Ces données sont malheureusement loin d’être surprenantes. La situation des personnes âgées reflète une tendance généralisée observable dans l’ensemble de la population. Depuis les trente dernières années, les salaires stagnent, laissant peu de marge pour l’épargne. La pression à l’endettement est grande, et de plus en plus de ménages ont recours au crédit pour des achats courants. À la retraite, la même dynamique se poursuit, mais avec des revenus moindres et souvent plus instables puisque certaines sources dépendent directement des fluctuations du marché.
Pistes de solution
Si le tsunami annoncé ne sera qu’une petite vague au final, la situation financière actuelle des personnes âgées est préoccupante et des réformes au système de retraite sont nécessaires. Les REER, présentés comme un moyen sûr et efficace de compléter ses revenus à la retraite, se révèlent être un outil financier qui profite d’avantage aux plus riches qui y cotisent en plus grand nombre et en montants largement plus élevés. De plus, les rendements sont peu intéressants et font reposer le risque entièrement sur les individus.

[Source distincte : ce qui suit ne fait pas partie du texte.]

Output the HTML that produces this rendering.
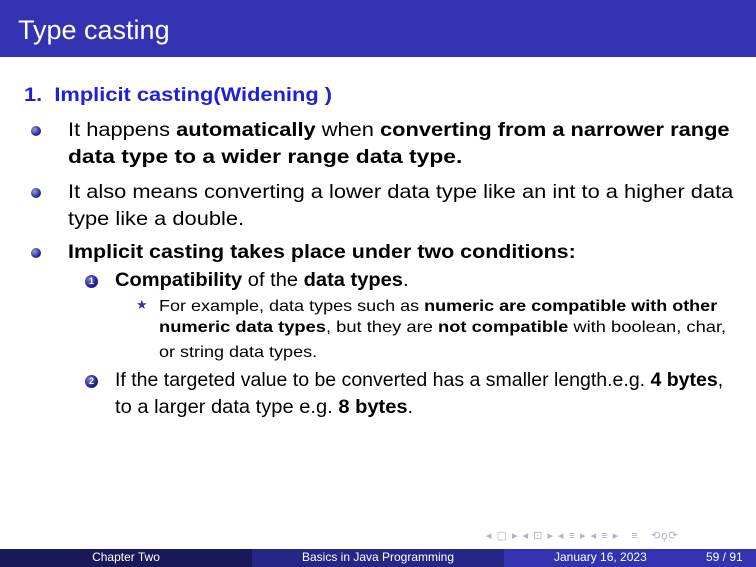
<!DOCTYPE html>
<html><head><meta charset="utf-8"><style>
body{margin:0;width:756px;height:567px;position:relative;overflow:hidden;background:#fff;font-family:"Liberation Sans",sans-serif;color:#000}
.l{position:absolute;white-space:nowrap;font-size:19.5px;line-height:1;transform:scaleX(1.12);transform-origin:0 0}
.s{font-size:16px;transform:scaleX(1.125)}
b{font-weight:bold}
.bul{position:absolute;width:10px;height:10px;border-radius:50%;background:radial-gradient(circle at 35% 35%,#9a9ae0,#2a2a90 60%,#14145a)}
.num{position:absolute;width:13px;height:13px;border-radius:50%;background:radial-gradient(circle at 35% 35%,#7a7ad0,#22228a 60%,#14145a);color:#fff;font-size:9px;font-weight:bold;text-align:center;line-height:13px}
.ft{position:absolute;top:549px;height:18px;font-size:12px;color:#fff;line-height:17px;text-align:center}
</style></head><body>
<div style="position:absolute;left:0;top:0;width:756px;height:57px;background:#3333b2"></div>
<div class="l" style="left:18px;top:17px;font-size:27px;color:#fff;transform:none">Type casting</div>
<div class="l" style="left:24px;top:86px;color:#2020d8;font-weight:bold">1. &nbsp;Implicit casting(Widening )</div>

<div class="bul" style="left:31px;top:126px"></div>
<div class="l" style="left:68px;top:121px">It happens <b>automatically</b> when <b>converting from a narrower range</b></div>
<div class="l" style="left:68px;top:148px;transform:scaleX(1.17)"><b>data type to a wider range data type.</b></div>

<div class="bul" style="left:31px;top:188px"></div>
<div class="l" style="left:68px;top:183px">It also means converting a lower data type like an int to a higher data</div>
<div class="l" style="left:68px;top:210px">type like a double.</div>

<div class="bul" style="left:31px;top:248px"></div>
<div class="l" style="left:68px;top:243px;transform:scaleX(1.1)"><b>Implicit casting takes place under two conditions:</b></div>

<div class="num" style="left:85px;top:275px">1</div>
<div class="l" style="left:115px;top:271px;transform:scaleX(1.03)"><b>Compatibility</b> of the <b>data types</b>.</div>

<div class="l" style="left:136px;top:298px;color:#3333b2;font-size:13px;transform:none">★</div>
<div class="l s" style="left:159px;top:299px">For example, data types such as <b>numeric are compatible with other</b></div>
<div class="l s" style="left:159px;top:320px;transform:scaleX(1.145)"><b>numeric data types</b>, but they are <b>not compatible</b> with boolean, char,</div>
<div class="l s" style="left:159px;top:345px">or string data types.</div>

<div class="num" style="left:85px;top:375px">2</div>
<div class="l" style="left:115px;top:371px;transform:scaleX(1.0)">If the targeted value to be converted has a smaller length.e.g. <b>4 bytes</b>,</div>
<div class="l" style="left:115px;top:398px;transform:scaleX(1.03)">to a larger data type e.g. <b>8 bytes</b>.</div>

<div class="l" style="left:486px;top:531px;font-size:11px;color:#b0b0d0;letter-spacing:1px;transform:none">◂ ▢ ▸ ◂ ⊡ ▸ ◂ ≡ ▸ ◂ ≡ ▸ &nbsp;&nbsp;≡ &nbsp;&nbsp;⟲ϙ⟳</div>

<div class="ft" style="left:0;width:252px;background:#191959">Chapter Two</div>
<div class="ft" style="left:252px;width:252px;background:#262686">Basics in Java Programming</div>
<div class="ft" style="left:504px;width:252px;background:#3333b2"><span style="position:absolute;left:50px">January 16, 2023</span><span style="position:absolute;left:202px">59 / 91</span></div>
</body></html>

Malgré tout cela, Claude Castonguay y voit la meilleure porte de sortie afin de garantir de bonnes retraites. Pourquoi ? Tout simplement parce qu’elle n’implique aucune contribution de l’employeur… Pour lui, la question des retraites est un enjeu individuel.
Pourtant, le maintien d’une qualité de vie pour l’ensemble de la population, jeunes comme vieux, tient plus d’un enjeu collectif auquel tous et toutes doivent contribuer (y compris les employeurs). Il y a déjà 20 ans, la Suède a enclenché une vaste réforme de son système de retraites. Plutôt que de prendre la solution facile de régler les problèmes à la pièce, elle a mis en place une consultation publique sur plusieurs années avec l’ensemble de la population. Le résultat est un régime public avec cotisations mixtes (employé·e et employeur) qui permet de remplacer 60% du salaire.
Est-ce que c’est la solution pour le Québec? Le système public en Suède est composé, comme au Québec, d’un ensemble de piliers interdépendants qui rendent possible leur régime de retraite. Il faudrait donc étudier leur modèle avec plus d’attention, voir quelles sont les différences entre le marché du travail ici et là-bas, le niveau de vie général, etc.
Chose certaine, devant la situation de plus en plus difficile des aîné·e·s à la retraite, leur endettement croissant et l’augmentation des faillites dans cette tranche de population, il faut se sortir la tête du sable et trouver des outils collectifs efficaces pour assurer une retraite décente à tous et à toutes.
Cet article est paru dans le mensuel satirique Le Couac du mois d’octobre 2011.